### EXERCISE BRIEF
Print, word for word, every line from the beginning of the listing up to and including the line with "MdQueueMusic, MdPerson, MdMoreVert". Pictures are to be excluded.

### DATA PROVIDED
-------

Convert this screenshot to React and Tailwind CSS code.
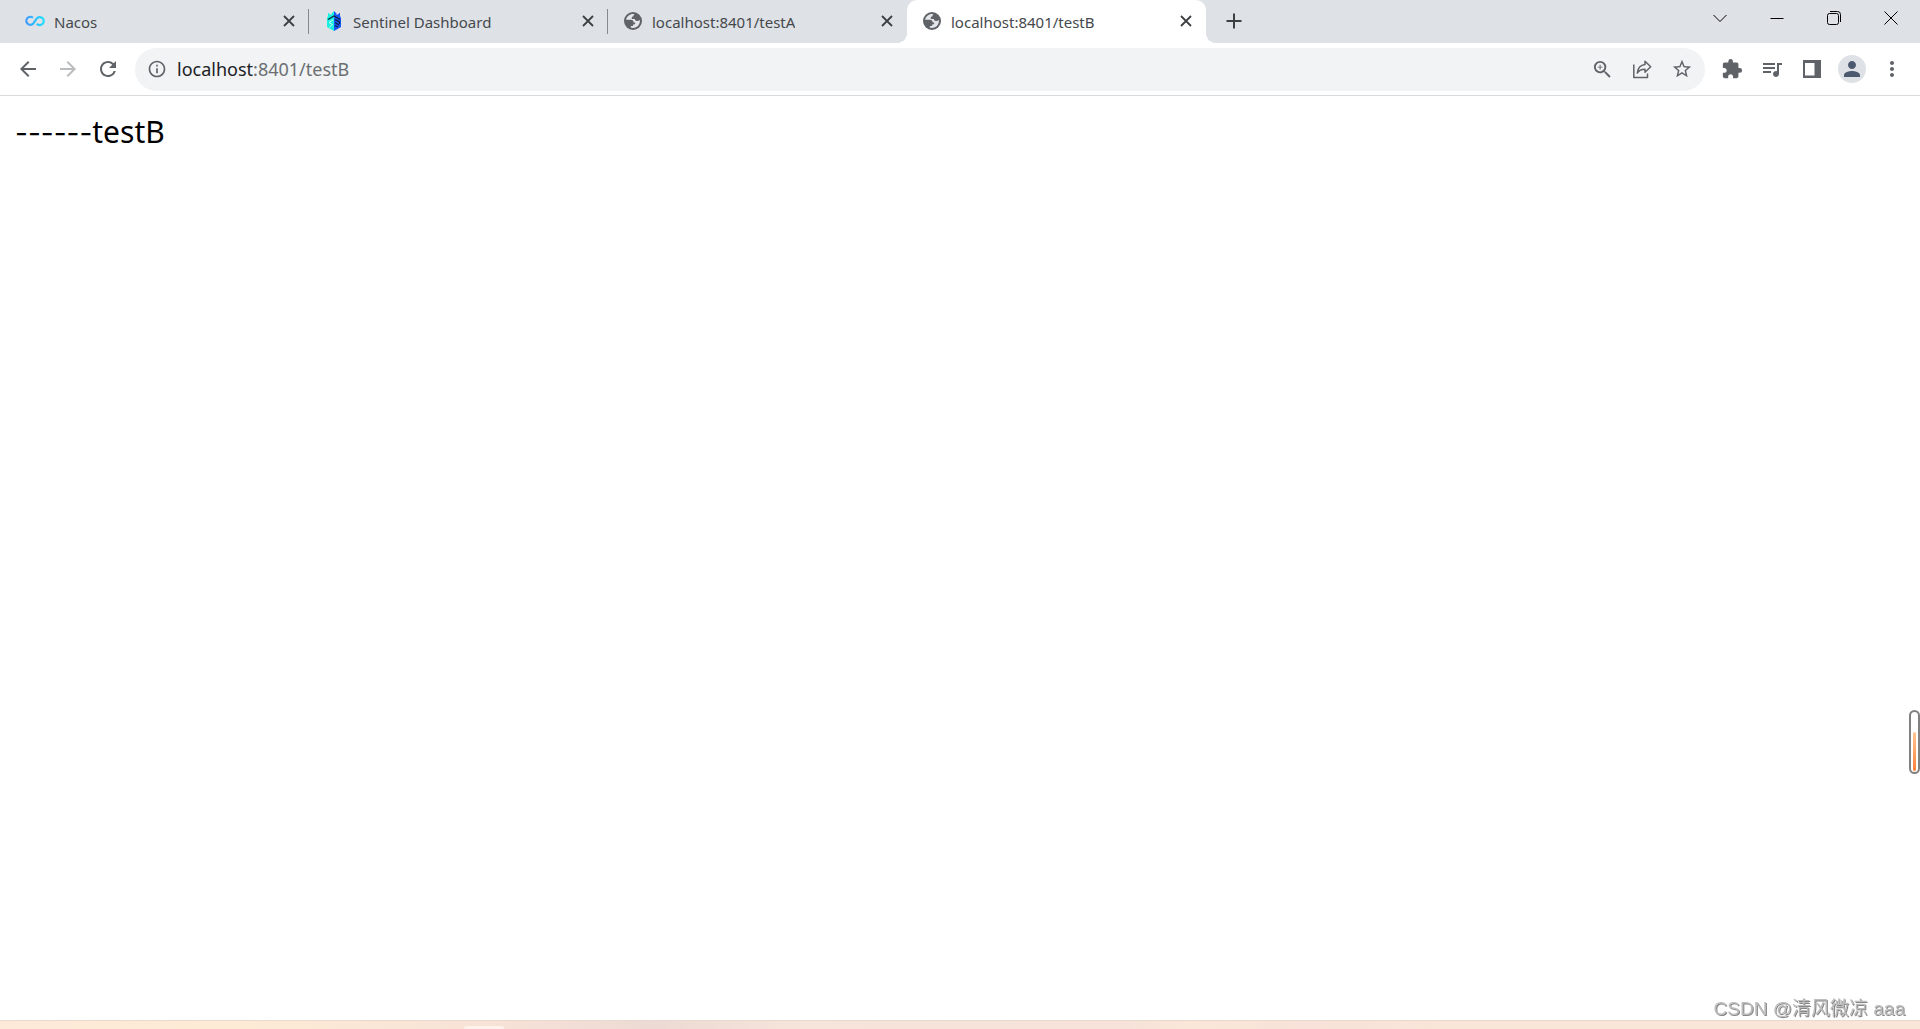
import { MdArrowBack, MdArrowForward, MdRefresh, MdInfoOutline, MdZoomIn, MdStarBorder, MdExtension, MdQueueMusic, MdPerson, MdMoreVert } from "react-icons/md";

const NacosIcon = () => (
  <svg width="20" height="18" viewBox="0 0 20 18" fill="none" strokeWidth="2.2" className="shrink-0" aria-hidden="true">
    <defs>
      <linearGradient id="nacos" x1="0" x2="20" y1="0" y2="0" gradientUnits="userSpaceOnUse">
        <stop offset="0" stopColor="#3f95ff" />
        <stop offset="1" stopColor="#1fe4ff" />
      </linearGradient>
    </defs>
    <path stroke="url(#nacos)" d="M8 5.800A4 4 0 1 0 8.300 11.500L12 6.200A4 4 0 1 1 11.800 11.800" />
  </svg>
);

const SentinelIcon = () => (
  <svg width="16" height="20" viewBox="0 0 16 20" className="shrink-0" aria-hidden="true">
    <path fill="#19f0e0" d="M8 0 5.500 2.500V4L3.500 3 2 1.500V5L1 7v9l7 4Z" />
    <path fill="#1557f5" d="m8 0 2.500 2.500V4l2-1L14 1.500V5l1 2v9l-7 4Z" />
    <path fill="none" stroke="#10233f" strokeWidth="1.300" d="M2 8.500 8 5l6 3.500M9 8.500l4.500 2.500v2M9 11.500l4 2.500M9 14.500l3 1.500" />
    <path fill="none" stroke="#c9fffa" strokeWidth="1" d="M7 9 3 11.500l3.500 2L3.500 16" />
  </svg>
);

const GlobeIcon = () => (
  <svg width="18" height="18" viewBox="0 0 18 18" className="shrink-0" aria-hidden="true">
    <circle cx="9" cy="9" r="9" fill="#5f6368" />
    <path className="fill-[#e4e6e9]" d="M10.500 2.100C6.500 1.300 2.800 3.900 2.100 7.800h4.700c1.900.1 2.900.9 2.800 2.600h1.700c.1 1.600-.8 2.200-2.200 2.200v1.300H6.700v1.700c4 1.400 8-.9 9-5 .3-1 .3-1.700.1-2.500-1.100.8-2.300 1.100-3.700.7-1-.3-1.200-1-1.200-1.700H7.800c-.3-2 .3-2.900 1.700-2.900 0-.9.2-1.500 1-2.100Z" />
    <path fill="#5f6368" d="M2 8.600 6.500 13v2.500C3.500 14.300 1.700 11.600 2 8.600Z" />
  </svg>
);

const ShareIcon = () => (
  <svg width="20" height="20" viewBox="0 0 20 20" fill="none" stroke="currentColor" strokeWidth="1.500" strokeLinejoin="round" aria-hidden="true">
    <path d="M1.800 5.500v13H15.500v-4M13 2.200 18.700 7.700 13 13.200V10.200c-3.200 0-5.800.8-7.700 3.800.5-4.700 3.200-8 7.700-8.500Z" />
  </svg>
);

const PanelIcon = () => (
  <svg width="18" height="18" viewBox="0 0 18 18" fill="currentColor" aria-hidden="true">
    <path fillRule="evenodd" d="M0 0h18v18H0ZM2 3h9.500v12.500H2Z" />
  </svg>
);

const Cross = ({ size, width }) => (
  <svg width={size} height={size} viewBox="0 0 12 12" fill="none" stroke="currentColor" strokeWidth={width} aria-hidden="true">
    <path d="m1 1 10 10M11 1 1 11" />
  </svg>
);

const tabs = [
  { title: "Nacos", Icon: NacosIcon },
  { title: "Sentinel Dashboard", Icon: SentinelIcon },
  { title: "localhost:8401/testA", Icon: GlobeIcon },
  { title: "localhost:8401/testB", Icon: GlobeIcon, active: true },
];

function Tab({ title, Icon, active, divider }) {
  return (
    <div className={`relative flex w-[299px] items-center pb-px pl-4 pr-2.5 ${active ? "rounded-t-[10px] bg-white" : ""}`}>
      {active && (
        <>
          <span className="absolute -left-2.5 bottom-0 size-2.5 bg-[radial-gradient(circle_at_0_0,#dee1e6_10px,#fff_10px)]" />
          <span className="absolute -right-2.5 bottom-0 size-2.5 bg-[radial-gradient(circle_at_100%_0,#dee1e6_10px,#fff_10px)]" />
        </>
      )}
      <button role="tab" aria-selected={!!active} className="flex min-w-0 flex-1 items-center gap-2.5 text-left text-[15px] leading-5 text-[#45494d]">
        <span className="flex w-[18px] justify-center"><Icon /></span>
        <span className="truncate pt-0.5">{title}</span>
      </button>
      <button aria-label={`Close ${title}`} className="grid size-5 place-items-center text-[#3c4043]">
        <Cross size={12} width={1.8} />
      </button>
      {divider && <span className="absolute right-0 top-[9px] h-[25px] w-px bg-[#85888d]" />}
    </div>
  );
}

const IconButton = ({ label, dim, children }) => (
  <button aria-label={label} className={`grid size-10 place-items-center ${dim ? "text-[#babcbe]" : "text-[#5f6368]"}`}>
    {children}
  </button>
);

const WindowButton = ({ label, children }) => (
  <button aria-label={label} className="grid h-9 w-[57px] place-items-center text-black">
    <svg width="14" height="14" viewBox="0 0 14 14" fill="none" stroke="currentColor" aria-hidden="true">{children}</svg>
  </button>
);

export default function App() {
  return (
    <div className="flex min-h-screen flex-col bg-white font-['Noto_Sans','Noto_Sans_CJK_SC',sans-serif]">
      <header>
        <div className="flex h-[43px] bg-[#dee1e6] pl-2.5 pr-px">
          <div role="tablist" className="flex">
            {tabs.map((t, i) => <Tab key={t.title} {...t} divider={i < 2} />)}
          </div>
          <button aria-label="New tab" className="ml-2 grid w-10 place-items-center pb-px text-[#3c4043]">
            <svg width="16" height="16" viewBox="0 0 16 16" stroke="currentColor" strokeWidth="2" aria-hidden="true">
              <path d="M8 .5v15M.5 8h15" />
            </svg>
          </button>
          <div className="ml-auto flex">
            <WindowButton label="Search tabs"><path d="m.5 4 6.500 6.500L13.500 4" /></WindowButton>
            <WindowButton label="Minimize"><path d="M.5 7.500h13" /></WindowButton>
            <WindowButton label="Restore">
              <rect x=".5" y="2.500" width="11" height="11" rx="2" />
              <path d="M3 .5h7.500a3 3 0 0 1 3 3V11" />
            </WindowButton>
            <WindowButton label="Close"><path d="m.5.5 13 13M13.500.5l-13 13" /></WindowButton>
          </div>
        </div>
        <div className="flex h-[53px] items-center border-b border-[#d9dadc] px-2">
          <IconButton label="Back"><MdArrowBack size={24} /></IconButton>
          <IconButton label="Forward" dim><MdArrowForward size={24} /></IconButton>
          <IconButton label="Reload"><MdRefresh size={24} /></IconButton>
          <div className="mx-[7px] flex h-[43px] flex-1 items-center rounded-full bg-[#f1f3f4] pl-3 pr-[3px]">
            <button aria-label="View site information" className="text-[#5f6368]"><MdInfoOutline size={20} /></button>
            <a href="#testB" className="ml-2.5 flex-1 text-[18px] leading-6 text-[#6b6f73]">
              <span className="text-[#202124]">localhost</span>:8401/testB
            </a>
            <IconButton label="Zoom"><MdZoomIn size={23} /></IconButton>
            <IconButton label="Share"><ShareIcon /></IconButton>
            <IconButton label="Bookmark this tab"><MdStarBorder size={22} /></IconButton>
          </div>
          <IconButton label="Extensions"><MdExtension size={22} /></IconButton>
          <IconButton label="Media controls"><MdQueueMusic size={24} /></IconButton>
          <IconButton label="Side panel"><PanelIcon /></IconButton>
          <IconButton label="Profile">
            <span className="grid size-7 place-items-center rounded-full bg-[#dee1e6] text-[#4c5a70]"><MdPerson size={24} /></span>
          </IconButton>
          <IconButton label="Menu"><MdMoreVert size={24} /></IconButton>
        </div>
      </header>
      <main className="flex-1 px-[15px] pt-4 text-[30px] leading-10 text-black">
        <span className="font-['Inter',sans-serif] text-[28px]">------</span>testB
      </main>
      <div className="fixed right-0 top-[710px] flex h-16 w-[11px] items-end rounded-full border-2 border-[#808080] bg-white px-0.5 pb-px">
        <span className="h-[39px] w-full rounded-full bg-linear-to-b from-[#ffc48f] to-[#ff8038]" />
      </div>
      <p className="fixed bottom-1.5 right-[15px] font-['Liberation_Sans','Noto_Sans_CJK_SC',sans-serif] text-[19px] leading-7 text-[#bdbdbd] [text-shadow:1px_1px_0_#888]">CSDN @清风微凉 aaa</p>
      <footer className="flex h-[9px] items-end border-t border-[#e6d9cf] bg-[linear-gradient(90deg,#fde9d8_0%,#fdebd5_12%,#f8e3d7_25%,#eddad4_34%,#f7e4da_42%,#f6e2d9_58%,#fae7d8_62%,#f8e2d9_68%,#f9e6d8_76%,#f9e6d9_100%)]">
        <span className="ml-[464px] h-[3px] w-10 rounded-t-sm bg-[#fdf3ec]" />
      </footer>
    </div>
  );
}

-------

### EXERCISE OUTPUT
Convert this screenshot to React and Tailwind CSS code.
import { MdArrowBack, MdArrowForward, MdRefresh, MdInfoOutline, MdZoomIn, MdStarBorder, MdExtension, MdQueueMusic, MdPerson, MdMoreVert } from "react-icons/md";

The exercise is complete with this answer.